## Listed records
** Start **
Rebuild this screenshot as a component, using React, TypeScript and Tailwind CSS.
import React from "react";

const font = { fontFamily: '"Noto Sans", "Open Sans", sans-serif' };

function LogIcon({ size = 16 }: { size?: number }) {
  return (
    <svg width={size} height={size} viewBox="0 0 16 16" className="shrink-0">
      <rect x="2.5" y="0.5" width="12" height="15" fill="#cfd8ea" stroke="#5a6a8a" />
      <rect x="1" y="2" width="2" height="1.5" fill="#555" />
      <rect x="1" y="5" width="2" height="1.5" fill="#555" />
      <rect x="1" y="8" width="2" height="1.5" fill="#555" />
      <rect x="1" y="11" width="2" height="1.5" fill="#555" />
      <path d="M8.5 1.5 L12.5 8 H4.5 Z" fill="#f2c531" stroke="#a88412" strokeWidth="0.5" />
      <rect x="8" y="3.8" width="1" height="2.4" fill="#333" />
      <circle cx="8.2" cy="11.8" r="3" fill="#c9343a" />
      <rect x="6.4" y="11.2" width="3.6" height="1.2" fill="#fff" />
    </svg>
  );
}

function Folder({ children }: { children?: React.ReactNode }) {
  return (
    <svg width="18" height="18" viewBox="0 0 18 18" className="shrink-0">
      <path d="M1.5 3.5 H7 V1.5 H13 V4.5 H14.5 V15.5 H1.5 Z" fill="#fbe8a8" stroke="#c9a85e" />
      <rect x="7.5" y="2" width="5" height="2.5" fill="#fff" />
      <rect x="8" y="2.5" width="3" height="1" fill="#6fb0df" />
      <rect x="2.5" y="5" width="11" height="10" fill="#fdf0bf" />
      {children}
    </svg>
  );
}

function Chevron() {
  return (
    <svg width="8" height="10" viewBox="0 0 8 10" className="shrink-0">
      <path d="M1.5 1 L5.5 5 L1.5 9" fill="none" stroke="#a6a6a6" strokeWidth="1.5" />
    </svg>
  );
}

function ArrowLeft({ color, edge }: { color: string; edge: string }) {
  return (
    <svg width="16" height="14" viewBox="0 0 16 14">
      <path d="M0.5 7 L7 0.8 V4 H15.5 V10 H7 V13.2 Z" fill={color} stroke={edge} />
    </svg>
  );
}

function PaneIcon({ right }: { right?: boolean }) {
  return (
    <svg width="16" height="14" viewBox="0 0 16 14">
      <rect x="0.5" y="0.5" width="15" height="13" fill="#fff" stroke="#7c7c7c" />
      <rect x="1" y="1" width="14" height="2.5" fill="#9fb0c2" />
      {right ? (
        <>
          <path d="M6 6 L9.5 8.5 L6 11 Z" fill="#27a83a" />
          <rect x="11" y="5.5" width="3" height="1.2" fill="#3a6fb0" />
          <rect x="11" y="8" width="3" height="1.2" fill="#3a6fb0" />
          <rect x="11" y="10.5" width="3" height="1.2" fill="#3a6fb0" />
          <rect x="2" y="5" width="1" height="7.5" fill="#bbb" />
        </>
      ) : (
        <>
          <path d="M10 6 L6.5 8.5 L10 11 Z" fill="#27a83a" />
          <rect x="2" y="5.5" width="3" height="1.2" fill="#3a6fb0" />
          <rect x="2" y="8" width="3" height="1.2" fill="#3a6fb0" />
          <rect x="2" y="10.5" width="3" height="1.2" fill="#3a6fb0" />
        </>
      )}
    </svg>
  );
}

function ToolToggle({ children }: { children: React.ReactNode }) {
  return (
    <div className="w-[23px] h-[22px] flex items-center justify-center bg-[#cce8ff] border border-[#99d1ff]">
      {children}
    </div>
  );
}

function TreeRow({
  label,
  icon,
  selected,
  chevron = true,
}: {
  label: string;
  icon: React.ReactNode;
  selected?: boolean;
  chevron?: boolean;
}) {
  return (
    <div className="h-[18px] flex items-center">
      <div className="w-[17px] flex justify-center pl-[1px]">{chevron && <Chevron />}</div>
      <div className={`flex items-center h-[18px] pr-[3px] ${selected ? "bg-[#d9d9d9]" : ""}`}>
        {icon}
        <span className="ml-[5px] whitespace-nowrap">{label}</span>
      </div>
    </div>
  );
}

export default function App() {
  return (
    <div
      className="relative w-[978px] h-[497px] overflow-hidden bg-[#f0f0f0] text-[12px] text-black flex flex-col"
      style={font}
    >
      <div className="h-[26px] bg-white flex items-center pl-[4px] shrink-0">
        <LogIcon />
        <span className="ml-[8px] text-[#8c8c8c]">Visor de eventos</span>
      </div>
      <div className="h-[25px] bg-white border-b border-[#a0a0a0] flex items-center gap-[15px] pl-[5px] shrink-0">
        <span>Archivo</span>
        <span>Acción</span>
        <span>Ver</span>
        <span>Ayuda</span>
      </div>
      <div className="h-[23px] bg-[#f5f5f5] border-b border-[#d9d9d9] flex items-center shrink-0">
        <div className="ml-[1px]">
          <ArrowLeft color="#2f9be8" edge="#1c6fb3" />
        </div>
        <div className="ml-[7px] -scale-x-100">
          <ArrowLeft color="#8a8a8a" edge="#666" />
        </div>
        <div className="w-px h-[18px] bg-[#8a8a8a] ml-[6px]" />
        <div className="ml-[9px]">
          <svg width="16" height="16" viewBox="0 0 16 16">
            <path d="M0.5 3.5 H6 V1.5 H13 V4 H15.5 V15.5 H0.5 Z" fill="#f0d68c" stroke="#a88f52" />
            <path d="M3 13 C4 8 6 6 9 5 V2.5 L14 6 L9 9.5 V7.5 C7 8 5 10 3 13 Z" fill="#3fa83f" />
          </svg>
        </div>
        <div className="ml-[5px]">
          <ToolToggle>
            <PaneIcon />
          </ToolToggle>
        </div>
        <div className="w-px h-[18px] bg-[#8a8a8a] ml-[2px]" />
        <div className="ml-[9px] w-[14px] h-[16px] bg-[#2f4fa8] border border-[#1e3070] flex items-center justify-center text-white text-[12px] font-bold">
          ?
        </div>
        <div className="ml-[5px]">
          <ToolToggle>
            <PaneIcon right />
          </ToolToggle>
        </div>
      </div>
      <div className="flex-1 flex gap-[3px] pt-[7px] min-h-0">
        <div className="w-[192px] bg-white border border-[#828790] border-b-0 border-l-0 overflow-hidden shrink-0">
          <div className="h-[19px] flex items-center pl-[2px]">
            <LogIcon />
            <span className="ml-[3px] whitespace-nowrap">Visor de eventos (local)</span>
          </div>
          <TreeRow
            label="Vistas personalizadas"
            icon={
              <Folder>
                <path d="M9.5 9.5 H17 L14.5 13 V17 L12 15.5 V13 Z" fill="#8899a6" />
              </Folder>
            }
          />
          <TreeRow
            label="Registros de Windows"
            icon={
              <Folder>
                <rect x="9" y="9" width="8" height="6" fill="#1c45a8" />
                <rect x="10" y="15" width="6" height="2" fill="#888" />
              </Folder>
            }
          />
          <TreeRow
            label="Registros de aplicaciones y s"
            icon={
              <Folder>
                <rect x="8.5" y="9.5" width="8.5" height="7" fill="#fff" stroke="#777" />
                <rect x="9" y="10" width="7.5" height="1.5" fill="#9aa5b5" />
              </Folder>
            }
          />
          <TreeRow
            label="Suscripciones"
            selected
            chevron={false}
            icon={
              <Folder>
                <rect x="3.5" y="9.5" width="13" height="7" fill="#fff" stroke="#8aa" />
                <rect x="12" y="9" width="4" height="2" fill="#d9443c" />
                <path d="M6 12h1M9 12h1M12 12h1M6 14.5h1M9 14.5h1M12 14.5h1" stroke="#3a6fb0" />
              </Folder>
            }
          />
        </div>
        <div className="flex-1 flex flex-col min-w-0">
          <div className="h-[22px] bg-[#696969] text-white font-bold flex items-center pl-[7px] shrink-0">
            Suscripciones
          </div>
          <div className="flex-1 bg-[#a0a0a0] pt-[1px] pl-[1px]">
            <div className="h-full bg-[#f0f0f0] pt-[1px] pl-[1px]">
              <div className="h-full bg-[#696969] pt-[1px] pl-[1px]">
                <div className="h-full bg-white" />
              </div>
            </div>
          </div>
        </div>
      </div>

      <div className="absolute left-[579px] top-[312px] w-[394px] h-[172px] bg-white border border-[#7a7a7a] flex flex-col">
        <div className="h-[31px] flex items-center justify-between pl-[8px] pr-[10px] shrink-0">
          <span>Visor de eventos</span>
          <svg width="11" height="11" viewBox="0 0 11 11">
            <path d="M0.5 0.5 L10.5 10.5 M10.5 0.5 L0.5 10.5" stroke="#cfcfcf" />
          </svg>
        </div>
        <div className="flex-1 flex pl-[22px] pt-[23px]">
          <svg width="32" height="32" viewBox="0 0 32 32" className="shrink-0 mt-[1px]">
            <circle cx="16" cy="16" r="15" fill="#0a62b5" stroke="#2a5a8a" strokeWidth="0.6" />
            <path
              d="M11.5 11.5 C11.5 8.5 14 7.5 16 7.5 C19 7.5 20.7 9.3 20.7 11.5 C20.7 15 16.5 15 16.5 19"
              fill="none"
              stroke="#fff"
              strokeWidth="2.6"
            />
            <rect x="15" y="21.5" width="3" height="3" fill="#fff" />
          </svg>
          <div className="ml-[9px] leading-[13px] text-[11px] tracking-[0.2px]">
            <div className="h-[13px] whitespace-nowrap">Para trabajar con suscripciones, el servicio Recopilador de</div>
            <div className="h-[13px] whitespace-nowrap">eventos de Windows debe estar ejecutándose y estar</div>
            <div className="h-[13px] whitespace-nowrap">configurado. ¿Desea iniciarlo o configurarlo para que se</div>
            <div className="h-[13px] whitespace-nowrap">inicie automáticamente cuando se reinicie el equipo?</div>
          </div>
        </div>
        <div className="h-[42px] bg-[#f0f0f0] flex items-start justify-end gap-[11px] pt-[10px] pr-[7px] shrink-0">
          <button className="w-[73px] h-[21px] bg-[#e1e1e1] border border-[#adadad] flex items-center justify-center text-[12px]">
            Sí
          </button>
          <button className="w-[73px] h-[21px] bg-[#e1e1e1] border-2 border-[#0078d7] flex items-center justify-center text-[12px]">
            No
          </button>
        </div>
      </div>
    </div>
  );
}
** End **
** Start **
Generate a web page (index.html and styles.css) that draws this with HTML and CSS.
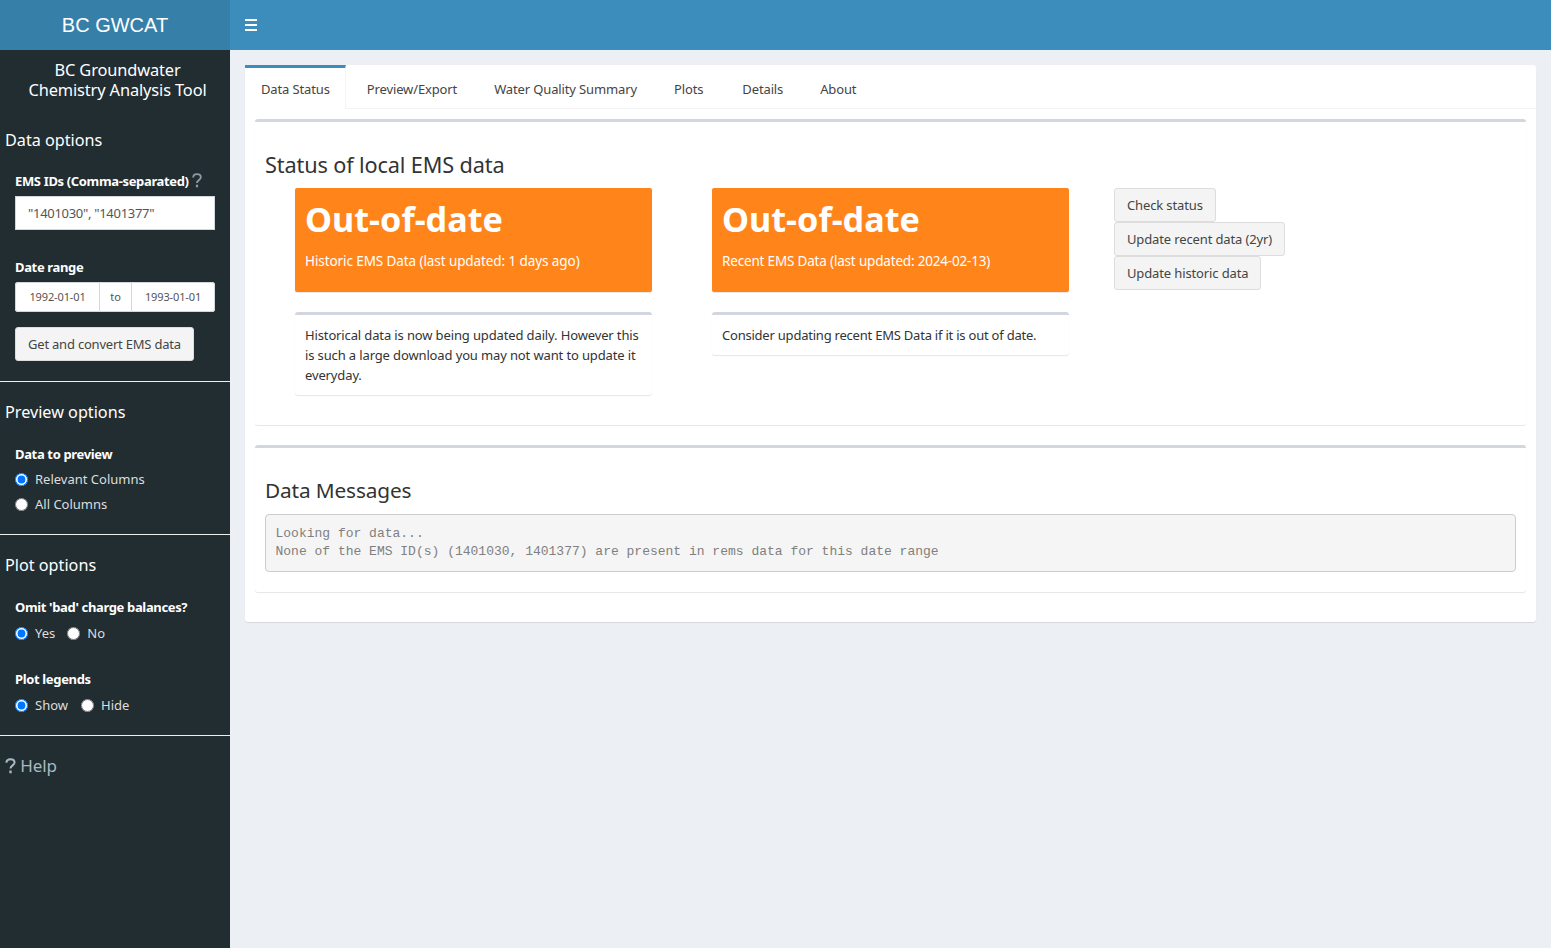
** End **
## What is needed
Work out how many lines of the material above contain the word "this", then give only that figure.

## Exercise answer
2